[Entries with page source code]
::::::
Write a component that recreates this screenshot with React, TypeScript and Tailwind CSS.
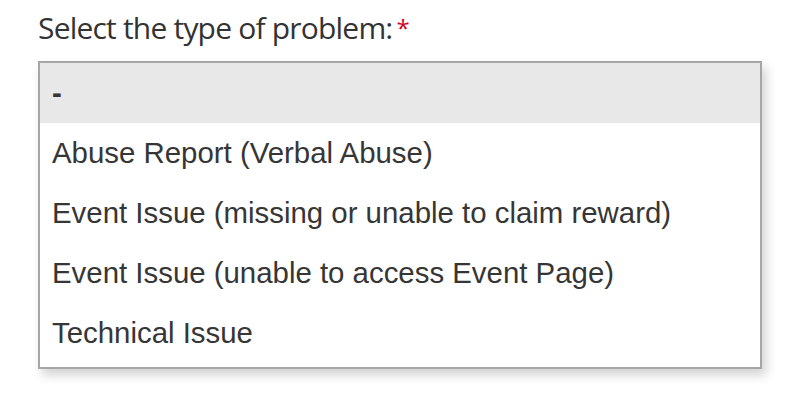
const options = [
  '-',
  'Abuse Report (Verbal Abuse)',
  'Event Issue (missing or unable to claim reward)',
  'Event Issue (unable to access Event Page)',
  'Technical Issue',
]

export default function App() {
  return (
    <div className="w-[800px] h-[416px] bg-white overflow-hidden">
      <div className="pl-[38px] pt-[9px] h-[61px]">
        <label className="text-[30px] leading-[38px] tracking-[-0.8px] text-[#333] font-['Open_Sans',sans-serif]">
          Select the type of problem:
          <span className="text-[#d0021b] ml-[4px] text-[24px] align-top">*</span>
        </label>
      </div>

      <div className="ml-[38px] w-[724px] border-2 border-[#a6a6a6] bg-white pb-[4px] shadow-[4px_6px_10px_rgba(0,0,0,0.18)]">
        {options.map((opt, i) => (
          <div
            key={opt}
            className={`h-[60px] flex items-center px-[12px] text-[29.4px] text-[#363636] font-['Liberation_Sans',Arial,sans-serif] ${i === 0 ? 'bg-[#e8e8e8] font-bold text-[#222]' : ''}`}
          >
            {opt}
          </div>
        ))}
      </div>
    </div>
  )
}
::::::
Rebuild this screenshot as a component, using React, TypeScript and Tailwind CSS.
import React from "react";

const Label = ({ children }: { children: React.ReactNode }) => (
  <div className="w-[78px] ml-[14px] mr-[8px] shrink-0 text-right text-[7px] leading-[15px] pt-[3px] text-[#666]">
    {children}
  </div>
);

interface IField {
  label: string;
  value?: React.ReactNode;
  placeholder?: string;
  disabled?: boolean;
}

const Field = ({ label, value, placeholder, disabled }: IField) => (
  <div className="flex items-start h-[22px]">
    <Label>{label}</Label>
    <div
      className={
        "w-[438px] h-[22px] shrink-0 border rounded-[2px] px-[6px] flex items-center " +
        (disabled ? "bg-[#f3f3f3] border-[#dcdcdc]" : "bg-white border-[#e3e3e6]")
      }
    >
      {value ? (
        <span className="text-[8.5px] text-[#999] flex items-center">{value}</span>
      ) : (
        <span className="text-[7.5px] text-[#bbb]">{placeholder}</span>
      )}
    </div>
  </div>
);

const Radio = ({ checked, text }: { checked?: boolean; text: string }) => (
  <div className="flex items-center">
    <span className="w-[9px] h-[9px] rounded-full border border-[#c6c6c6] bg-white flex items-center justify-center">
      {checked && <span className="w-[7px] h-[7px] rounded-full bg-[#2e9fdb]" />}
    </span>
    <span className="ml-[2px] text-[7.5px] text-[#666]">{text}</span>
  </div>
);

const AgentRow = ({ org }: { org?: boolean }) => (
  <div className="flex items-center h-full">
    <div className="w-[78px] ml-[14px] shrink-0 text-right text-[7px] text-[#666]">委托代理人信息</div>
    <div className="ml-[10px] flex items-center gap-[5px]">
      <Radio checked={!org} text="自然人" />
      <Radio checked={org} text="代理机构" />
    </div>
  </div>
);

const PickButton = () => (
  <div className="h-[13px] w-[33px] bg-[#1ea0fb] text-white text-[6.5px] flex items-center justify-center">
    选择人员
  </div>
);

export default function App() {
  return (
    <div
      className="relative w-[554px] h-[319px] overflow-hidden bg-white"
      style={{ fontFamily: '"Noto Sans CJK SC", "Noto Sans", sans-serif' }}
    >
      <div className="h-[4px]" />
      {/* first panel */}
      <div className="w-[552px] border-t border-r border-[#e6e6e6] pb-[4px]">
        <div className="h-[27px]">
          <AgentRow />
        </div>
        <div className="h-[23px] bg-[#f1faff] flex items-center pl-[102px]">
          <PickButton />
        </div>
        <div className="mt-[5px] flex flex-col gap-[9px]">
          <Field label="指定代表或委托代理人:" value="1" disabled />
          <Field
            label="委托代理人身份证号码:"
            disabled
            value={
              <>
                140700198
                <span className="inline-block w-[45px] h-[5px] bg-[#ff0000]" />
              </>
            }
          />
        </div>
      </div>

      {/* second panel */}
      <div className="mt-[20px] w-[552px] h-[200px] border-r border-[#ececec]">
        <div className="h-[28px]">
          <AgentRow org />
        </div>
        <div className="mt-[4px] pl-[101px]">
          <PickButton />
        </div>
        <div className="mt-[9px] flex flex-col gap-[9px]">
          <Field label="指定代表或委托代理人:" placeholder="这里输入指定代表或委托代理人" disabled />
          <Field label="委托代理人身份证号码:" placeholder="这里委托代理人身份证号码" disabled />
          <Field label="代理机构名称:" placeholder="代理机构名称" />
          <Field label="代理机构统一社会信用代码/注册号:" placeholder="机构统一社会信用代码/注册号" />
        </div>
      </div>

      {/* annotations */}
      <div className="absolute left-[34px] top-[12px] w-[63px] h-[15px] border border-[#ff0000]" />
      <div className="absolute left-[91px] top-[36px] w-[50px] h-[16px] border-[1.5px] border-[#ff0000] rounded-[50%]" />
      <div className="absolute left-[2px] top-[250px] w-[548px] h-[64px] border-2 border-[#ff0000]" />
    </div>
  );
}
::::::
### Set task
Reproduce every line of the listing above in which the string "Tailwind" appears.

### Exercise solution
Write a component that recreates this screenshot with React, TypeScript and Tailwind CSS.
Rebuild this screenshot as a component, using React, TypeScript and Tailwind CSS.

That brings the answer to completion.